The UK needs to deal with this issue. As more and more of us use cloud-based accounts and social media, this is going to be an increasingly more common action. There should be a universal process in order for heirs of estates to access the data held in these accounts. These cases are analogous to a memoir being found in a storage unit; in the case of a storage unit, a grant of probate or death certificate is usually sufficient to allow the release of the contents. There does need to be a clear guideline (i) how to obtain such an order and (ii) how to leave your data assets behind when you die.
A solution may be found in France. The French Data Protection Act allows you to assign your data rights to others in your Will. In fact, this has been the law in France since 2016, with the implementation of the Digital Republic Act. You can give instructions in relation to the use and disclosure of personal data after death. Is this the way forward?
In the absence of such a framework, what can you do? It is important to start looking at “digital Wills”. Something we have already been asked by clients to advise on and manage. Preparing in this way can avoid having to obtain court orders, particularly where sensible practical measures have been put in place. It can also be difficult to navigate each social media or cloud account’s specific policy on accounts after death, but as this information is so important, it is a necessity. However, as some social media and cloud accounts, Apple, for example, have a rule against survivorship in their terms and conditions, it may be necessary to apply for a court order and, of course, we can assist with this. Will the differing policies change which companies you will use in the future?
Navigating the policies for each online account can be as confusing. These are the current policies for the most popular Apps and what you can do.
Apple only allows the transfer of an Apple Account after a grant of probate and a court order. There is no method to arrange for this before you pass away. The only sensible solution is to make practical arrangements in advance.
If you wish to gain access to a deceased loved one’s iCloud we can assist.
Users can choose a friend or a family member to become a “legacy contact”. This allows this “contact” to take control over some aspects of the account. They can either choose to have the account deleted or memorialise the account. This means that the contact cannot read the deceased person’s messages, but they are able to change their profile photo and archive old posts and photos. They won’t be able to post as you, but they will be able to post tribute posts and manage tribute posts that others have made. This option can be found under “General Account Settings”. Alternatively, you can choose to request an automatic account deletion after you’ve passed away. A family member can also have the Facebook account removed by presenting a death certificate or grant of probate.

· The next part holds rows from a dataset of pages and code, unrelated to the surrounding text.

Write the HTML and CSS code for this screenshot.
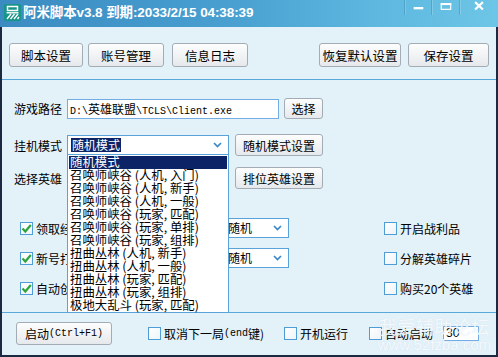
FILE: index.html
```html
<!DOCTYPE html>
<html lang="zh-CN">
<head>
<meta charset="utf-8">
<title>阿米脚本</title>
<link rel="stylesheet" href="styles.css">
</head>
<body>
<div class="window">
  <div class="titlebar">
    <svg class="app-icon" width="17" height="17" viewBox="0 0 17 17">
      <rect x="0" y="0" width="17" height="17" rx="2" fill="#17958b"/>
      <rect x="3.5" y="2.5" width="10" height="4" fill="none" stroke="#fff" stroke-width="1.5"/>
      <path d="M2.5 8.8h12" stroke="#fff" stroke-width="1.4"/>
      <path d="M3 15l4-5M6.5 15l4-5M10 15l4-5M13.5 15l1.5-2" stroke="#fff" stroke-width="1.4"/>
    </svg>
    <span class="title">阿米脚本v3.8 到期:2033/2/15 04:38:39</span>
    <div class="controls">
      <svg class="ctl ctl-min" width="27" height="15" viewBox="0 0 27 15"><rect x="9" y="7" width="10" height="2.4" fill="#fff"/></svg>
      <svg class="ctl ctl-max" width="28" height="15" viewBox="0 0 28 15"><rect x="9.6" y="3.6" width="9.8" height="5.8" fill="none" stroke="#fff" stroke-width="1.2"/><rect x="9" y="3" width="11" height="2" fill="#fff"/></svg>
      <svg class="ctl ctl-close" width="39" height="15" viewBox="0 0 39 15"><path d="M15.5 2l8 7.5M23.5 2l-8 7.5" stroke="#fff" stroke-width="2.2"/></svg>
    </div>
  </div>

  <div class="body">
    <div class="toolbar">
      <button class="btn tb-1">脚本设置</button>
      <button class="btn tb-2">账号管理</button>
      <button class="btn tb-3">信息日志</button>
      <button class="btn tb-4">恢复默认设置</button>
      <button class="btn tb-5">保存设置</button>
    </div>
    <div class="sep"></div>

    <div class="row row-path">
      <span class="lbl">游戏路径</span>
      <div class="input path"><span class="mono">D:\</span>英雄联盟<span class="mono">\TCLS\Client.exe</span></div>
      <button class="btn btn-choose">选择</button>
    </div>

    <div class="row row-mode">
      <span class="lbl">挂机模式</span>
      <div class="select sel-mode">
        <span class="sel-text">随机模式</span>
        <svg class="chev" width="9" height="6" viewBox="0 0 9 6"><path d="M1 1l3.5 3.5L8 1" fill="none" stroke="#3b87c9" stroke-width="1.7"/></svg>
        <ul class="droplist">
          <li class="active">随机模式</li>
          <li>召唤师峡谷 (人机, 入门)</li>
          <li>召唤师峡谷 (人机, 新手)</li>
          <li>召唤师峡谷 (人机, 一般)</li>
          <li>召唤师峡谷 (玩家, 匹配)</li>
          <li>召唤师峡谷 (玩家, 单排)</li>
          <li>召唤师峡谷 (玩家, 组排)</li>
          <li>扭曲丛林 (人机, 新手)</li>
          <li>扭曲丛林 (人机, 一般)</li>
          <li>扭曲丛林 (玩家, 匹配)</li>
          <li>扭曲丛林 (玩家, 组排)</li>
          <li>极地大乱斗 (玩家, 匹配)</li>
        </ul>
      </div>
      <button class="btn btn-side">随机模式设置</button>
    </div>

    <div class="row row-hero">
      <span class="lbl">选择英雄</span>
      <div class="select sel-hero"></div>
      <button class="btn btn-side">排位英雄设置</button>
    </div>

    <div class="options">
      <label class="cb-item"><span class="cb checked"><svg width="11" height="11" viewBox="0 0 11 11"><path d="M1.5 5.5l2.8 3L9.8 2" fill="none" stroke="#2ea53a" stroke-width="2.2"/></svg></span>领取经验卡</label>
      <div class="select sel-small"><span class="plain">随机</span><svg class="chev" width="9" height="6" viewBox="0 0 9 6"><path d="M1 1l3.5 3.5L8 1" fill="none" stroke="#3b87c9" stroke-width="1.7"/></svg></div>
      <span></span>
      <label class="cb-item"><span class="cb"></span>开启战利品</label>

      <label class="cb-item"><span class="cb checked"><svg width="11" height="11" viewBox="0 0 11 11"><path d="M1.5 5.5l2.8 3L9.8 2" fill="none" stroke="#2ea53a" stroke-width="2.2"/></svg></span>新号打野</label>
      <div class="select sel-small"><span class="plain">随机</span><svg class="chev" width="9" height="6" viewBox="0 0 9 6"><path d="M1 1l3.5 3.5L8 1" fill="none" stroke="#3b87c9" stroke-width="1.7"/></svg></div>
      <span></span>
      <label class="cb-item"><span class="cb"></span>分解英雄碎片</label>

      <label class="cb-item"><span class="cb checked"><svg width="11" height="11" viewBox="0 0 11 11"><path d="M1.5 5.5l2.8 3L9.8 2" fill="none" stroke="#2ea53a" stroke-width="2.2"/></svg></span>自动创建</label>
      <span></span>
      <span></span>
      <label class="cb-item"><span class="cb"></span>购买20个英雄</label>
    </div>

    <div class="sep sep-2"></div>

    <div class="footer">
      <button class="btn btn-start">启动<span class="mono">(Ctrl+F1)</span></button>
      <label class="cb-item f-1"><span class="cb"></span>取消下一局<span class="mono">(end</span>键)</label>
      <label class="cb-item f-2"><span class="cb"></span>开机运行</label>
      <label class="cb-item f-3"><span class="cb"></span>自动启动</label>
      <div class="input num">30</div>
    </div>
  </div>

  <div class="watermark">
    <span class="wm-cn">我爱辅助论坛</span>
    <span class="wm-url">www.52fzba.com</span>
  </div>
</div>
</body>
</html>
```

FILE: styles.css
```css
* { box-sizing: border-box; margin: 0; padding: 0; }

body {
  margin: 0;
  width: 498px;
  height: 357px;
  overflow: hidden;
  background: #e3f1f9;
  font-family: "Noto Sans CJK SC", "Liberation Sans", sans-serif;
  font-size: 12px;
  color: #000;
}

.window {
  position: relative;
  width: 498px;
  height: 357px;
  display: flex;
  flex-direction: column;
}

/* ---------- title bar ---------- */
.titlebar {
  height: 27px;
  flex: none;
  display: flex;
  align-items: flex-start;
  background: linear-gradient(90deg, #3a8bc1 0%, #489fd0 45%, #5db7df 75%, #6dc6e6 100%);
}

.app-icon {
  margin: 4px 0 0 4px;
  flex: none;
}

.title {
  margin: 3px 0 0 2px;
  color: #fff;
  font-family: "Liberation Sans", "Noto Sans CJK SC", sans-serif;
  font-weight: bold;
  font-size: 13.5px;
  line-height: 20px;
  white-space: nowrap;
  letter-spacing: -0.1px;
}

.controls {
  margin-left: auto;
  display: flex;
}

.ctl {
  display: block;
  border-left: 1px solid rgba(30, 90, 140, 0.25);
  box-shadow: inset 1px 0 0 rgba(255, 255, 255, 0.18);
}

/* ---------- body ---------- */
.body {
  flex: 1;
  display: flex;
  flex-direction: column;
  border-left: 2px solid #1c2940;
  border-right: 2px solid #1c2940;
  border-bottom: 2px solid #1c2940;
  background: #e3f1f9;
}

.btn {
  font-family: "Noto Sans CJK SC", "Liberation Sans", sans-serif;
  font-size: 12px;
  color: #000;
  border: 1px solid #a3acb5;
  border-radius: 3px;
  background: linear-gradient(#fdfdfd, #e6e9ec);
  display: flex;
  align-items: center;
  justify-content: center;
  white-space: nowrap;
  flex: none;
}

.mono {
  font-family: "Liberation Mono", "DejaVu Sans Mono", monospace;
  font-size: 10px;
}

.toolbar {
  display: flex;
  padding: 16px 7px 0 7px;
}

.toolbar .btn { height: 24px; font-size: 12.5px; }
.tb-1 { width: 74px; }
.tb-2 { width: 76px; margin-left: 5px; }
.tb-3 { width: 76px; margin-left: 8px; }
.tb-4 { width: 82px; margin-left: auto; }
.tb-5 { width: 81px; margin-left: 7px; }

.sep {
  height: 1px;
  background: #58a8db;
  margin-top: 12px;
  flex: none;
}

.sep-2 { margin-top: 14px; }

.row {
  display: flex;
  align-items: center;
  padding-left: 12px;
}

.lbl {
  width: 53px;
  flex: none;
  white-space: nowrap;
}

.row-path { margin-top: 18px; height: 21px; }
.row-mode { margin-top: 15px; height: 22px; }
.row-hero { margin-top: 11px; height: 22px; }

.input {
  background: #fff;
  border: 1px solid #74ade4;
  white-space: nowrap;
}

.path {
  width: 212px;
  height: 20px;
  line-height: 18px;
  padding-left: 2px;
}

.btn-choose { width: 39px; height: 21px; margin-left: 5px; }
.btn-side { width: 88px; height: 22px; margin-left: 6px; }

.select {
  position: relative;
  background: #fff;
  border: 1px solid #5aa2da;
  height: 20px;
  display: flex;
  align-items: center;
  flex: none;
}

.sel-mode, .sel-hero { width: 162px; }

.sel-text {
  margin-left: 3px;
  background: #0c2466;
  color: #fff;
  line-height: 14px;
  padding: 0 1px;
}

.chev {
  position: absolute;
  right: 6px;
  top: 6px;
}

.droplist {
  position: absolute;
  top: 18px;
  left: -1px;
  width: 162px;
  list-style: none;
  background: #fff;
  border: 1px solid #5aa2da;
  padding: 1px 1px 0 1px;
  z-index: 5;
}

.droplist li {
  height: 13px;
  line-height: 13px;
  font-size: 12.4px;
  padding-left: 1px;
  white-space: nowrap;
}

.droplist li.active {
  background: #0c2466;
  color: #fff;
}

/* ---------- options ---------- */
.options {
  margin-top: 29px;
  padding-left: 18px;
  display: grid;
  grid-template-columns: 204px 65px 95px auto;
  grid-auto-rows: 20px;
  row-gap: 10px;
  align-items: center;
}

.cb-item {
  display: flex;
  align-items: center;
  white-space: nowrap;
}

.cb {
  width: 13px;
  height: 13px;
  flex: none;
  border: 1px solid #4f9dd6;
  background: linear-gradient(135deg, #ffffff, #eef4f8);
  margin-right: 3px;
  display: flex;
  align-items: center;
  justify-content: center;
}

.sel-small {
  width: 65px;
  height: 20px;
}

.plain {
  margin-left: 3px;
  line-height: 14px;
}

/* ---------- footer ---------- */
.footer {
  margin-top: 9px;
  height: 23px;
  display: flex;
  align-items: center;
  padding-left: 14px;
}

.btn-start {
  width: 96px;
  height: 23px;
}

.f-1 { margin-left: 36px; width: 136px; }
.f-2 { width: 85px; }
.f-3 { width: 74px; }

.num {
  width: 36px;
  height: 15px;
  line-height: 13px;
  padding-left: 2px;
  font-family: "Liberation Sans", sans-serif;
}

/* ---------- watermark overlay ---------- */
.watermark {
  position: absolute;
  right: 7px;
  bottom: 4px;
  display: flex;
  flex-direction: column;
  align-items: center;
  color: rgba(255, 255, 255, 0.8);
  text-shadow: 0 0 1px rgba(180, 210, 230, 0.6);
  pointer-events: none;
  z-index: 10;
}

.wm-cn {
  font-size: 18px;
  line-height: 22px;
  letter-spacing: 0.5px;
}

.wm-url {
  font-family: "Liberation Sans", sans-serif;
  font-size: 15px;
  line-height: 16px;
}
```
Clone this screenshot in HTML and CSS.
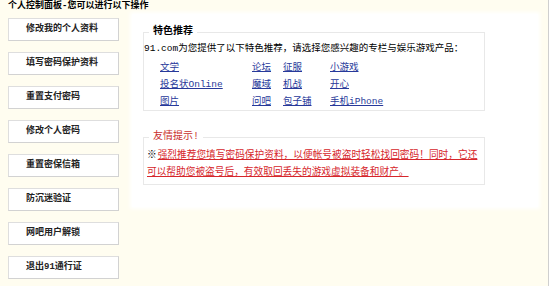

Realistically, if you wish to obtain full access to a loved one’s account after death, a court order is likely to be necessary.
Instagram currently does not allow the transfer of accounts. However, an account, like Facebook (which owns Instagram) can be memorialised or deleted on request by the next of kin of the user.
As with Facebook, obtaining full access to the account is likely to require a court order.
Twitter currently allows you to request the deletion of a loved one’s account but will not allow you to access it.
As with Facebook and Instagram, obtaining full access to the account is likely to require a court order.
Google has a function that is called “Inactive Account Manager”. A user nominates a friend or relative to be contacted when you die. Google will contact this friend when your account has been inactive for 3 months. Your friend or relative will then receive an email themselves, allowing them to download the data you have selected to be sent to them. You can choose which data to share, for example, you could choose to share the data on your Google Drive but not your Email. You can choose up to 10 people to receive data for different Google services. They essentially allow you to create a digital Will in relation to their services.